Barry's Coilguns

Mark II Results - Voltage

What is the relationship between muzzle speed versus capacitor voltage? And how does the energy conversion efficiency relate to voltage?

Capacitor Voltage

I measured speed at various applied voltages, and plotted the results below. The test was repeated with another projectile which was 50% longer than the first. Using significantly different lengths will tell us more about this dependence.

Graph of speed versus voltage

   5v  0  0
10v  0  0
12v 1.56 m/s  0.07 m/s 
15v 3.40 3.06
20v 5.24 5.00
25v 6.01 5.42
30v 6.40 5.90
35v 6.61 6.80
40v 6.74 7.09
45v 6.91 7.34
50v 6.96 7.60
55v 6.75 7.85
60v 6.26 7.71
64v 5.91 7.51

A minimum voltage of 10v was required to make the coilgun work at all. At low voltages (10 to 30v) the speed is extremely sensitive to voltage. The shape of the curve suggests a parabola, i.e. Speed = K*SQRT(volts - 10). At medium voltages (30 to 60v) the speed is fairly flat, and varies about 10% with respect to voltage.

At higher voltages (60+ volts) the speed drops off. The gun sounded a little distressed, as it made definite thumping noises during firing. I believe this is because at higher speeds the projectile is trying to leave the coil before the magnetic field has died, and it decelerates before it is gone.

There is a curious dip in the 45mm curve from 20v to 30v. I have no explanation for it. It would appear to be a measurement error, but I repeated the testing over this range and got the same results.

The longer projectile went 12% faster than the shorter one. This suggests an even longer projectile may go a little faster yet. The effect is not large; notice that one projectile was 50% longer than the other.

Conclusions - A key lesson is how to tune the coilgun with voltage. Notice the sharp knee around 20 to 30 volts. Then only 10% gain is achieved when the voltage is doubled to 60 volts. A reasonable tuning strategy is to gradually increase the voltage until this knee is identified. Further voltage increases will stress the circuitry without providing significant benefits.

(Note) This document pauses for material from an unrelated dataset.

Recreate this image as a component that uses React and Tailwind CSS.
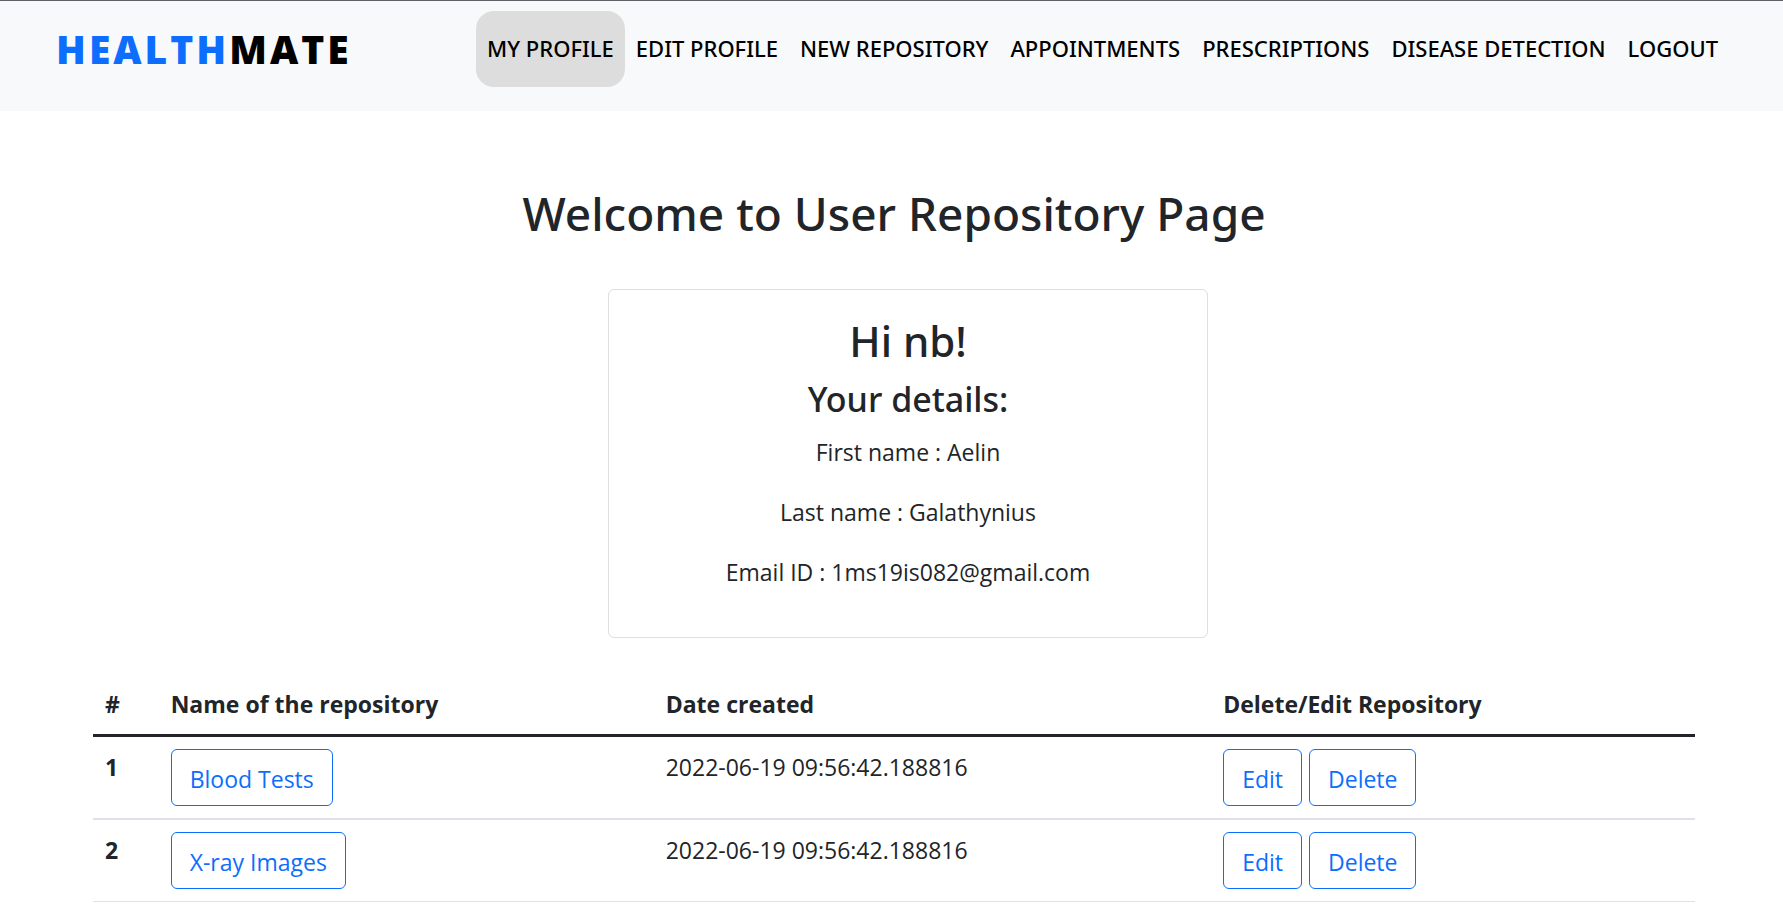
const navItems = [
  'My Profile',
  'Edit Profile',
  'New Repository',
  'Appointments',
  'Prescriptions',
  'Disease Detection',
  'Logout',
];

const details = [
  ['First name', 'Aelin'],
  ['Last name', 'Galathynius'],
  ['Email ID', '1ms19is082@gmail.com'],
];

const repositories = [
  { id: 1, name: 'Blood Tests', created: '2022-06-19 09:56:42.188816' },
  { id: 2, name: 'X-ray Images', created: '2022-06-19 09:56:42.188816' },
];

function OutlineButton({ children }) {
  return (
    <button
      type="button"
      className="rounded-md border border-[#0d6efd] px-[18px] pt-[11px] pb-2 leading-9 text-[#0d6efd] hover:bg-[#0d6efd] hover:text-white"
    >
      {children}
    </button>
  );
}

function Header() {
  return (
    <header className="flex items-start justify-between border-t border-[#5f5f66] bg-[#f8f9fb] pt-[10px] pr-[54px] pb-6 pl-14">
      <a href="#" className="pt-[11px] text-[39px] leading-[54px] font-extrabold tracking-[3px] text-black uppercase">
        <span className="text-[#0d6efd]">Health</span>Mate
      </a>
      <nav className="flex font-['Noto_Sans',sans-serif]">
        {navItems.map((item, i) => (
          <a
            key={item}
            href="#"
            className={
              i === 0
                ? 'rounded-[18px] bg-[#dddddd] px-[11px] pt-[19px] pb-[21px] text-[22px] leading-9 font-medium whitespace-nowrap text-black uppercase'
                : 'rounded-[18px] px-[11px] pt-[19px] pb-[21px] text-[22px] leading-9 font-medium whitespace-nowrap text-black uppercase'
            }
          >
            {item}
          </a>
        ))}
      </nav>
    </header>
  );
}

export default function App() {
  return (
    <div className="min-h-screen bg-white font-['Open_Sans','Noto_Sans',sans-serif] text-[23px] text-[#212529]">
      <Header />
      <main className="pt-[73px] pr-[88px] pl-[93px]">
        <h1 className="text-center font-['Noto_Sans',sans-serif] text-[46px] leading-[58px] font-medium">
          Welcome to User Repository Page
        </h1>
        <div className="mt-[47px] pl-7">
          <section className="mx-auto max-w-[600px] rounded-md border border-[#dfdfdf] px-6 pt-6 pb-[47px] text-center">
            <h2 className="font-['Noto_Sans',sans-serif] text-[42px] leading-[54px] font-medium">Hi nb!</h2>
            <h3 className="mt-2 font-['Noto_Sans',sans-serif] text-[34px] leading-[46px] font-medium">
              Your details:
            </h3>
            <div className="mt-3 flex flex-col gap-6 leading-9">
              {details.map(([label, value]) => (
                <p key={label}>
                  {label} : {value}
                </p>
              ))}
            </div>
          </section>
        </div>
        <table className="mt-9 w-full table-fixed border-collapse text-left leading-9">
          <colgroup>
            <col className="w-[4.1%]" />
            <col className="w-[30.9%]" />
            <col className="w-[34.8%]" />
            <col />
          </colgroup>
          <thead>
            <tr className="border-b-3 border-[#212529]">
              {['#', 'Name of the repository', 'Date created', 'Delete/Edit Repository'].map((title) => (
                <th key={title} scope="col" className="p-3 font-bold">
                  {title}
                </th>
              ))}
            </tr>
          </thead>
          <tbody>
            {repositories.map((repo) => (
              <tr key={repo.id} className="border-b-2 border-[#dee2e6] align-top last:border-b">
                <th scope="row" className="p-3 font-bold">
                  {repo.id}
                </th>
                <td className="p-3">
                  <div className="flex">
                    <OutlineButton>{repo.name}</OutlineButton>
                  </div>
                </td>
                <td className="p-3">{repo.created}</td>
                <td className="p-3">
                  <div className="flex gap-[7px]">
                    <OutlineButton>Edit</OutlineButton>
                    <OutlineButton>Delete</OutlineButton>
                  </div>
                </td>
              </tr>
            ))}
          </tbody>
        </table>
      </main>
    </div>
  );
}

Energy Conversion Efficiency

Out of curiosity, I also calculated the machine's efficiency at each voltage, as a ratio of kinetic energy (1/2 m v2) to stored energy (1/2 C V2).

12v 0.5%  0.0% 
15v 1.5% 1.8%
20v 2.0% 2.7%
25v 1.7% 2.0%
30v 1.3% 1.7%
35v 1.1% 1.6%
40v 0.8% 1.3%
45v 0.7% 1.1%
50v 0.6% 1.0%
55v 0.4% 0.9%
60v 0.3% 0.7%
64v 0.2% 0.6%

This model is up to 2.7% efficient in converting stored energy into kinetic energy. Frankly, this is rather higher than I expected.

The capacitors store 4.8 joules at 20vdc. The 31.5mm projectile weighs 7.07 grams, and the 44.7mm projectile weighs 10.07 grams. The kinetic energy is computed from E = 0.5 m v^2, so the approximate energy at 5.24 m/s is 0.0971 joules. The energy conversion efficiency is Eout/Ein.

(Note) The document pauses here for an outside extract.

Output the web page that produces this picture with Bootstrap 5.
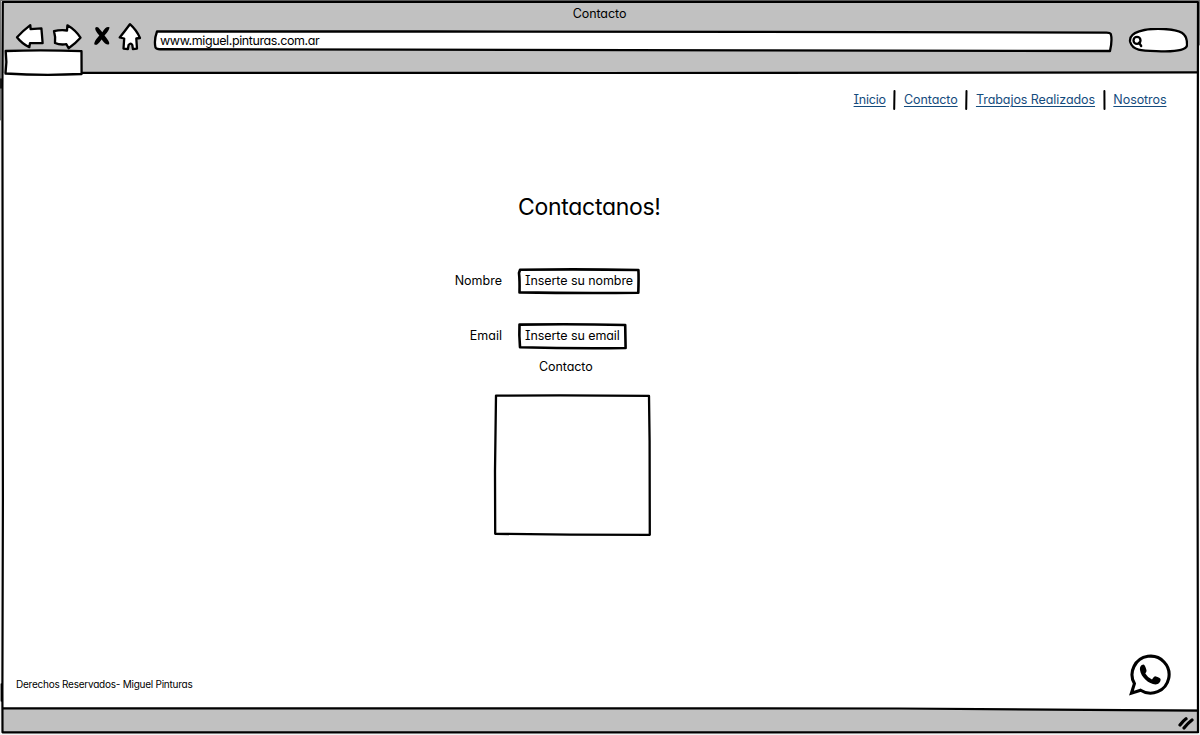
<!DOCTYPE html>
<html lang="es">
<head>
<meta charset="utf-8">
<meta name="viewport" content="width=device-width, initial-scale=1">
<title>Contacto</title>
<link href="https://cdn.jsdelivr.net/npm/bootstrap@5.3.0/dist/css/bootstrap.min.css" rel="stylesheet">
<style>
body{font-family:Inter,"Liberation Sans",sans-serif;font-feature-settings:"cv11","cv08";font-size:12.5px;line-height:16px;letter-spacing:-.07px;color:#000;background:#f4f4f4;overflow:hidden}
svg{display:block;fill:none;stroke:#000;stroke-width:2.6;stroke-linecap:round;stroke-linejoin:round}
.window{width:1200px;height:735px}
.window-inner{height:733px;margin:0 2px 0 3px;background:#fff}
.outline{position:absolute;left:0;top:0;width:100%;height:100%;overflow:visible;pointer-events:none}
.chrome{height:73px;background:#c1c1c1}
.window-title{height:22px;padding-top:6px;padding-right:2px}
.toolbar{height:27px;padding-left:11.5px}
.address{width:960px;height:22px;padding-left:7px;margin:10px 0 0 33.5px}
.search{width:60px;height:25px;margin:10px 0 0 14.5px}
.tab{width:79px;height:26px;margin-left:1px}
.page{height:636px}
.menu{padding:17px 31.5px 0 0}
.menu a{color:#144b7d;text-decoration:underline;text-decoration-thickness:1px;text-underline-offset:2px}
.menu svg{width:3px;height:20px;margin:0 7.5px 0 7.8px}
.t-inicio{letter-spacing:-.25px}
.t-url{letter-spacing:-.4px}
h1{font-size:23px;line-height:30px;font-weight:400;letter-spacing:-.3px;width:143px;margin:82px 0 0 515px}
.field label{width:499px;letter-spacing:0}
.first-field{margin-top:46px}
.next-field{margin-top:29px}
.inputbox{height:26px;padding:0 0 0 8px;margin-left:15px}
.name-box{width:123px}
.email-box{width:110px}
.caption-text{margin-left:536px;margin-top:10px}
.msg{width:157px;height:141px;margin:20px 0 0 491px}
.page-foot{padding:0 27.5px 13px 13px}
.legal{font-size:10px;letter-spacing:-.24px;margin-bottom:4px}
.statusbar{height:24px;background:#c1c1c1;padding:5px 3px 0 0}
</style>
</head>
<body>
<div class="window position-relative">
<div class="window-inner d-flex flex-column">
  <header class="chrome">
    <div class="window-title text-center">Contacto</div>
    <div class="toolbar d-flex align-items-center">
      <svg width="105" height="28" viewBox="15 22 105 28" overflow="visible" aria-hidden="true">
        <path fill="#fff" stroke-width="2.3" d="M17 37.2Q23 30.8 30.3 25.2L30.6 29.2L41.4 28.4Q42 35 42.6 43L30 43.2L29.3 47.2Q21.5 43.2 17 37.2Z"/>
        <path fill="#fff" stroke-width="2.3" d="M54 31.2Q60 29.7 67 30.5L67.4 25.3Q75.5 30 80.5 37.7Q75.5 43.4 68.6 48.2L66.4 44.2Q60 45.2 55 43Q55.6 36.5 54 31.2Z"/>
        <path fill="#000" stroke="none" d="M95.5 27.6Q97.5 26 100 29.5L102.3 32.2Q106 25.6 109.5 27.2Q109.5 30 104.5 35.5Q110 42 109.2 43.9Q107 46.5 101.6 39.4Q97 46.3 94.5 44.5Q93 42.6 99.3 35.6Q94 29.6 95.5 27.6Z"/>
        <path fill="#fff" stroke-width="2.3" d="M129.9 24.2Q124.5 31.5 119.7 37.5L124.2 38.5L123.5 48.6L127.9 49L128.6 45Q130.8 42.4 132.3 45L132.9 49L137 48.6L136.3 38.5L140 38Q136.5 30 129.9 24.2Z"/>
      </svg>
      <div class="address position-relative d-flex align-items-center">
        <svg class="outline" viewBox="0 0 960 22" preserveAspectRatio="none"><path fill="#fff" stroke-width="2.3" d="M4 1.5Q.8 10 2.5 17.5Q3.5 19.5 8 19.2L250 19.6L600 20.4L957 21Q959.5 10 957.8 4Q957 2.5 953 2.6L600 1.8L280 1.5Z"/></svg>
        <span class="t-url position-relative">www.miguel.pinturas.com.ar</span>
      </div>
      <svg class="search" viewBox="1127 29 60 25"><path fill="#fff" stroke-width="2.3" d="M1129.2 43C1127 33 1144 29 1163 30C1180 31 1186 34 1186 45C1187 51 1176 52 1164 52.4C1144 51.5 1132 53 1129.2 43Z"/><circle cx="1136" cy="41.4" r="3.5" stroke-width="2.3"/><path stroke-width="2.3" d="M1138 43.7L1140.2 47"/></svg>
    </div>
    <div class="tab position-relative">
      <svg class="outline" viewBox="4 49 79 26"><path fill="#fff" stroke-width="2.3" d="M5.7 51Q43 49.7 81.5 51.2L81.6 74Q43 75.8 5.5 73.5L6.4 62Z"/></svg>
    </div>
  </header>

  <main class="page d-flex flex-column">
    <nav class="menu d-flex justify-content-end align-items-center" aria-label="Principal">
      <a href="#" class="t-inicio">Inicio</a><svg viewBox="0 0 3 20"><path stroke-width="2" d="M1.5 1L1.2 19"/></svg>
      <a href="#">Contacto</a><svg viewBox="0 0 3 20"><path stroke-width="2" d="M1.5 1L1.2 19"/></svg>
      <a href="#">Trabajos Realizados</a><svg viewBox="0 0 3 20"><path stroke-width="2" d="M1.4 1L1.5 19"/></svg>
      <a href="#">Nosotros</a>
    </nav>
    <h1 class="text-nowrap">Contactanos!</h1>
    <div class="field first-field d-flex align-items-center">
      <label class="text-end">Nombre</label>
      <div class="inputbox name-box position-relative d-flex align-items-center">
        <svg class="outline" viewBox="0 0 123 26"><path d="M3 1.8Q60 .8 121.4 2Q121.8 9 121.3 24.8Q60 25.4 2.5 24.4Q2.8 12 2 5Z"/></svg>
        <span class="text-nowrap">Inserte su nombre</span>
      </div>
    </div>
    <div class="field next-field d-flex align-items-center">
      <label class="text-end">Email</label>
      <div class="inputbox email-box position-relative d-flex align-items-center">
        <svg class="outline" viewBox="0 0 110 26"><path d="M2.5 1.6Q55 .6 108.2 2L108.6 25Q55 25.6 3 24.2Q2 12 2.5 1.6Z"/></svg>
        <span class="text-nowrap">Inserte su email</span>
      </div>
    </div>
    <div class="caption-text">Contacto</div>
    <div class="msg position-relative"><svg class="outline" viewBox="494 394 157 141"><path stroke-width="2.3" d="M496 394.6L560 394.3L649 394.9L649.6 440L649.8 533.8L570 533.7L495.2 532.8L495 470Z"/></svg></div>
    <footer class="page-foot mt-auto d-flex justify-content-between align-items-end">
      <div class="legal">Derechos Reservados- Miguel Pinturas</div>
      <svg width="42" height="42" viewBox="1129 654 42 42" role="img" aria-label="WhatsApp">
        <path stroke-width="3.1" stroke-linejoin="miter" d="M1131.4 693.2L1134.4 683.6A18.5 18.5 0 1 1 1140.6 690.2Z"/>
        <path fill="#000" stroke="none" d="M1143.5 664.5C1141 664.7 1139.6 667.3 1140 670C1140.8 677 1149 684.3 1155.5 684.4C1158.8 684.4 1160.7 682 1160.6 679.3Q1160.4 678 1155.2 676.3Q1154.2 676.3 1152 679.5Q1148 678 1145.3 673.5Q1146.8 671.6 1146.5 670.3Q1145.2 665 1143.5 664.5Z"/>
      </svg>
    </footer>
  </main>
  <div class="statusbar d-flex justify-content-end">
    <svg width="18" height="16" viewBox="1177 714 18 16"><path stroke-width="3.2" d="M1180 725Q1183 721 1186 718.8M1184 728Q1188 723 1192 720"/></svg>
  </div>
</div>
<svg class="outline" viewBox="0 0 1200 735" aria-hidden="true">
  <path stroke="#777" stroke-width="1" d="M0 .5H1200M.5 0V120M1199.5 0V45"/>
  <path stroke-width="2.2" d="M2.8 2L600 1.8L1198 2L1197.4 370L1198 732.2L600 732.4L2.5 732.3L2.4 690L2.9 500L2.4 88Z"/>
  <path stroke-width="2.2" d="M82 72.8L600 73L1197 72.4M3 708.4L600 708.3L900 708.5Q1050 709 1197 710.6"/>
  <path stroke-width="1.6" d="M1 79V88M1.4 684V701"/>
</svg>
</div>
<script src="https://cdn.jsdelivr.net/npm/bootstrap@5.3.0/dist/js/bootstrap.bundle.min.js"></script>
</body>
</html>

Conclusions - The important point here is to use the efficiency figure to design the next coilgun. Assuming the next model (or a higher voltage) is this efficient, you can work backwards to estimate the exit speed. From the speed, you can estimate the timing needed for the coil. And from the timing, you can compute the necessary inductance for a given storage capacitor. Neat, eh?!